On top Zodiac was in the middle of a generational change, which is a challenge to any organization: René Calame, grandson of the founder, had joined the company before WWII and especially since becoming CEO played (we must assume) a key role in the technological leaps and impressive economic growth Zodiac experienced for four decades. Having already passed the CEO-role on to his brother Maurice, who had been with Zodiac since 1945, René Calame passed away just as the worst part of the crisis was about to hit. Maurice Calame soon retired (and passed away in 1981) leaving the fate of Zodiac in the hands of René’s son, Pierre. Even if thoroughly trained and already involved in the business Pierre Calame unlike his father and uncle was alone at the helm in the fight against the terrible economic tide crippling the industry and the company’s urgent financial difficulties.

So, several factors played a role, the emerging quartz technology apparently not being the main one: The Calame family were forced to sell the company to the owners of Zenith, Dixi Group. By 1982 Zodiac was virtually merged with neighboring Zenith. The brand was from then on led by a group of marketing specialist that unsuccessfully focused on quartz-technology in a more fashion-style line of watches. After a decade Dixi chose to sell the brand on. The next owner, a former executive of Heuer, even if going back to some of Zodiacs roots with a sporty line of dive- or dive-inspired watches produced by Zenith failed and went bankrupt. Two American companies took over, first Genender and most recently Fossil group.

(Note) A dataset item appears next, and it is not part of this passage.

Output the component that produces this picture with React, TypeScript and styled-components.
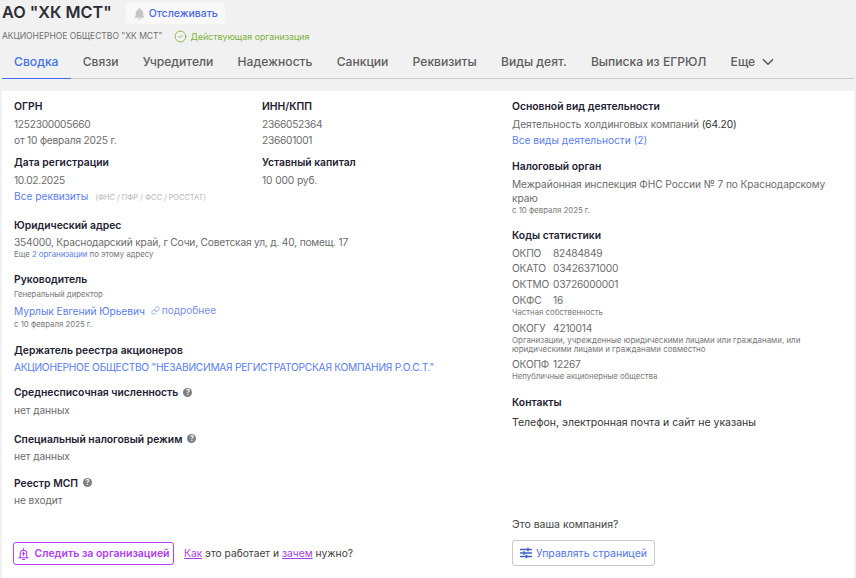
import React from "react";
import styled, { createGlobalStyle } from "styled-components";
import { ChevronDown, CircleCheck, Link as LinkIcon } from "lucide-react";

const Global = createGlobalStyle`
  html, body { margin: 0; padding: 0; background: #f1f1f1; }
  body { font-family: Inter, "Noto Sans", sans-serif; color: #1f2533; }
  * { box-sizing: border-box; }
`;

const Page = styled.div`
  width: 856px; height: 578px; overflow: hidden;
  display: flex; flex-direction: column; background: #f1f1f1;
`;
const Header = styled.header`padding: 0 2px;`;
const TitleRow = styled.div`display: flex; align-items: center; height: 24px; gap: 14px;`;
const Title = styled.h1`
  margin: 0; font-size: 16.25px; line-height: 24px; font-weight: 600; color: #2b2d33; white-space: nowrap;
`;
const WatchButton = styled.button`
  height: 21px; margin-top: 2px; width: 99px; padding: 0 0 0 7px; border: 0; border-radius: 3px; background: #f8f8f8;
  display: flex; align-items: center; gap: 3px; font: 500 10.5px Inter, sans-serif; color: #4a68e8;
`;
const SubRow = styled.div`display: flex; align-items: center; height: 24px; gap: 12px;`;
const LegalName = styled.span`font-size: 8.5px; color: #6f6f6f; white-space: nowrap;`;
const Status = styled.span`display: flex; align-items: center; gap: 3px; font-size: 8.85px; color: #7db33c; white-space: nowrap; svg { color: #6fae34; }`;
const Tabs = styled.nav`
  display: flex; height: 31px; border-bottom: 1px solid #c9c9c9; align-items: stretch;
`;
const Tab = styled.a<{ $active?: boolean }>`
  padding: 0 12.1px 3px; display: flex; align-items: center; gap: 4px; margin-bottom: -1px;
  font-size: 12.1px; font-weight: 500; white-space: nowrap;
  color: ${p => (p.$active ? "#3f72ee" : "#5d5d5d")};
  border-bottom: 1px solid ${p => (p.$active ? "#3f72ee" : "transparent")};
`;
const Card = styled.main`
  flex: 1; margin: 12px 2px 0; background: #fff; padding: 7px 15px 12px 12px;
  display: grid; grid-template-columns: 498px 1fr;
`;
const Column = styled.div`display: flex; flex-direction: column; min-width: 0;`;
const Pair = styled.div`display: grid; grid-template-columns: 248px 1fr;`;
const Block = styled.section<{ $top?: number }>`margin-top: ${p => p.$top ?? 0}px;`;
const Label = styled.h3`
  margin: 0 0 2px; display: flex; align-items: center; gap: 5px;
  font-size: 10.35px; line-height: 16px; font-weight: 600; color: #1d2130; white-space: nowrap;
`;
const Value = styled.div<{ $top?: number; $track?: number }>`
  margin-top: ${p => p.$top ?? 0}px;
  font-size: 10.2px; line-height: 16px; color: #6c6c6c; white-space: nowrap;
  letter-spacing: ${p => p.$track ?? -0.1}px;
`;
const Wrapped = styled(Value)`white-space: normal; line-height: 14px; margin-top: 3px;`;
const Contact = styled(Value)`font-size: 10.5px; letter-spacing: 0; color: #333;`;
const Dark = styled.span`color: #333;`;
const Link = styled.a`color: #5a7df0;`;
const Faint = styled.span`margin-left: 7px; font-size: 7.4px; letter-spacing: 0; color: #b4b4b4;`;
const Small = styled.div<{ $top?: number }>`
  margin-top: ${p => p.$top ?? 0}px;
  font-size: 7.8px; line-height: 12px; color: #777;
`;
const NoteList = styled(Small)`font-size: 7.95px; line-height: 9px; padding-right: 20px;`;
const More = styled.span`display: inline-flex; align-items: center; gap: 2px; margin-left: 6px; color: #7d8fef; svg { color: #8593d8; }`;
const Help = styled.span`
  width: 9px; height: 9px; border-radius: 50%; background: #7e8085; color: #fff;
  font-size: 7px; font-weight: 700; line-height: 9px; text-align: center; flex: none;
`;
const Code = styled.div<{ $gap?: number }>`
  display: grid; grid-template-columns: 41px 1fr; font-size: 10.2px; line-height: 16px; color: #6c6c6c;
  letter-spacing: -0.2px;
  margin-top: ${p => p.$gap ?? 0}px;
`;
const Footer = styled.div`margin-top: auto; display: flex; align-items: center; gap: 10px; margin-left: -1px; padding-bottom: 1px;`;
const FollowButton = styled.button`
  height: 23px; width: 161px; padding: 0; border: 1px solid #b545f0; border-radius: 3px; background: #fff;
  display: flex; align-items: center; justify-content: center; gap: 4px;
  font: 600 10.5px Inter, sans-serif; color: #b03df0; white-space: nowrap;
`;
const Hint = styled.span`margin-top: -2px; font-size: 10.25px; color: #3d3d3d; white-space: nowrap; a { color: #a640ea; text-decoration: underline; }`;
const Question = styled.div`margin-top: auto; font-size: 10.5px; line-height: 16px; color: #444;`;
const ManageButton = styled.button`
  margin-top: 7px; width: 143px; height: 26px; padding: 0; border: 1px solid #c9c9c9; border-radius: 3px; background: #fff;
  display: flex; align-items: center; justify-content: center; gap: 4px;
  font: 400 10.5px Inter, sans-serif; color: #4f74ee;
`;

const Bell = () => (
  <svg width="13" height="13" viewBox="0 0 24 24" fill="#c6c6c6">
    <path d="M12 2a2 2 0 0 0-2 2v.6A7 7 0 0 0 5 11v5l-2 3v1h18v-1l-2-3v-5a7 7 0 0 0-5-6.4V4a2 2 0 0 0-2-2z" />
    <path d="M9.5 21a2.5 2.5 0 0 0 5 0z" />
  </svg>
);

const BellWithPlus = () => (
  <svg width="13" height="14" viewBox="0 0 24 24" fill="none" stroke="currentColor" strokeWidth="2" strokeLinecap="round" strokeLinejoin="round">
    <path d="M12 2v2" />
    <path d="M6 19v-8a6 6 0 0 1 12 0v8" />
    <path d="M3 19h18" />
    <path d="M10 22h4" />
    <path d="M12 8.5v6M9 11.5h6" />
  </svg>
);

const Sliders = () => (
  <svg width="12" height="12" viewBox="0 0 24 24" fill="none" stroke="#3c5fc4" strokeWidth="2.6" strokeLinecap="round">
    <path d="M1 5h22M1 12h22M1 19h22" />
    <path d="M16 2.5v5M8 9.5v5M13 16.5v5" strokeWidth="3" />
  </svg>
);

export default function App() {
  return (
    <Page>
      <Global />
      <Header>
        <TitleRow>
          <Title>АО "ХК МСТ"</Title>
          <WatchButton><Bell />Отслеживать</WatchButton>
        </TitleRow>
        <SubRow>
          <LegalName>АКЦИОНЕРНОЕ ОБЩЕСТВО "ХК МСТ"</LegalName>
          <Status><CircleCheck size={13} strokeWidth={1.5} />Действующая организация</Status>
        </SubRow>
        <Tabs>
          <Tab $active>Сводка</Tab>
          <Tab>Связи</Tab>
          <Tab>Учредители</Tab>
          <Tab>Надежность</Tab>
          <Tab>Санкции</Tab>
          <Tab>Реквизиты</Tab>
          <Tab>Виды деят.</Tab>
          <Tab>Выписка из ЕГРЮЛ</Tab>
          <Tab>Еще <ChevronDown size={18} strokeWidth={2.2} /></Tab>
        </Tabs>
      </Header>
      <Card>
        <Column>
          <Pair>
            <div>
              <Label>ОГРН</Label>
              <Value $track={-0.28}>1252300005660</Value>
              <Value $track={-0.2}>от 10 февраля 2025 г.</Value>
            </div>
            <div>
              <Label>ИНН/КПП</Label>
              <Value $track={-0.28}>2366052364</Value>
              <Value $track={-0.28}>236601001</Value>
            </div>
            <Block $top={6}>
              <Label>Дата регистрации</Label>
              <Value $track={-0.28}>10.02.2025</Value>
            </Block>
            <Block $top={6}>
              <Label>Уставный капитал</Label>
              <Value>10 000 руб.</Value>
            </Block>
          </Pair>
          <Value $track={0}><Link>Все реквизиты</Link><Faint>(ФНС / ПФР / ФСС / РОССТАТ)</Faint></Value>
          <Block $top={10.5}>
            <Label>Юридический адрес</Label>
            <Value $top={-1} $track={-0.19}>354000, Краснодарский край, г Сочи, Советская ул, д. 40, помещ. 17</Value>
            <Small $top={-2}>Еще <Link>2 организации</Link> по этому адресу</Small>
          </Block>
          <Block $top={11}>
            <Label>Руководитель</Label>
            <Small $top={-0.5}>Генеральный директор</Small>
            <Value $top={2} $track={-0.05}><Link>Мурлык Евгений Юрьевич</Link><More><LinkIcon size={9} />подробнее</More></Value>
            <Small $top={-1}>с 10 февраля 2025 г.</Small>
          </Block>
          <Block $top={12}>
            <Label>Держатель реестра акционеров</Label>
            <Value $top={-0.5} $track={-0.26}><Link>АКЦИОНЕРНОЕ ОБЩЕСТВО "НЕЗАВИСИМАЯ РЕГИСТРАТОРСКАЯ КОМПАНИЯ Р.О.С.Т."</Link></Value>
          </Block>
          <Block $top={9}>
            <Label>Среднесписочная численность <Help>?</Help></Label>
            <Value>нет данных</Value>
          </Block>
          <Block $top={12.5}>
            <Label>Специальный налоговый режим <Help>?</Help></Label>
            <Value $top={-1}>нет данных</Value>
          </Block>
          <Block $top={11}>
            <Label>Реестр МСП <Help>?</Help></Label>
            <Value $top={-0.5}>не входит</Value>
          </Block>
          <Footer>
            <FollowButton><BellWithPlus />Следить за организацией</FollowButton>
            <Hint><a>Как</a> это работает и <a>зачем</a> нужно?</Hint>
          </Footer>
        </Column>
        <Column>
          <Label>Основной вид деятельности</Label>
          <Value>Деятельность холдинговых компаний <Dark>(64.20)</Dark></Value>
          <Value $track={0}><Link>Все виды деятельности (2)</Link></Value>
          <Block $top={10}>
            <Label>Налоговый орган</Label>
            <Wrapped>Межрайонная инспекция ФНС России № 7 по Краснодарскому краю</Wrapped>
            <Small $top={-1}>с 10 февраля 2025 г.</Small>
          </Block>
          <Block $top={11}>
            <Label>Коды статистики</Label>
            <Code>ОКПО<span>82484849</span></Code>
            <Code $gap={-1}>ОКАТО<span>03426371000</span></Code>
            <Code>ОКТМО<span>03726000001</span></Code>
            <Code>ОКФС<span>16</span></Code>
            <Small $top={-2}>Частная собственность</Small>
            <Code $gap={1.5}>ОКОГУ<span>4210014</span></Code>
            <NoteList>Организации, учрежденные юридическими лицами или гражданами, или юридическими лицами и гражданами совместно</NoteList>
            <Code $gap={2.5}>ОКОПФ<span>12267</span></Code>
            <Small $top={-2}>Непубличные акционерные общества</Small>
          </Block>
          <Block $top={11.5}>
            <Label>Контакты</Label>
            <Contact $top={5}>Телефон, электронная почта и сайт не указаны</Contact>
          </Block>
          <Question>Это ваша компания?</Question>
          <ManageButton><Sliders />Управлять страницей</ManageButton>
        </Column>
      </Card>
    </Page>
  );
}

In the turmoil of 4 decades of changing ownerships the Zodiac brand seemed to have come a long way from its origins with many classic model-lines disappearing including at one point the iconic SeaWolf. However, to the pleasure of many Zodiac enthusiasts, the current owners have rediscovered the heritage and brought back strong elements from the golden years reintroducing models such as the SeaWolf and Olympus and put a strong emphasis on one of Zodiacs signature features, the automatic watch.

In the meantime – after years in the deep dark halls of almost oblivion – mechanical watchmaking has made a miraculous return following a niche-rebirth around 1992 and later a 20-yearlong boom. Swiss watchmaking again dominates world markets in terms of value and the future opportunities for a brand like Zodiac seem bright.

One could wish for the watchmakers and workers at Zodiac of the day, and especially for the Calames, that they had lived to see this day, that proves so much of what they did right. It certainly pleased my late father, the by then retired Zodiac-importer, that the core values of Swiss watchmaking prevailed in the long run. Core values that made Zodiac build watches of such high quality that we may still enjoy classic models today.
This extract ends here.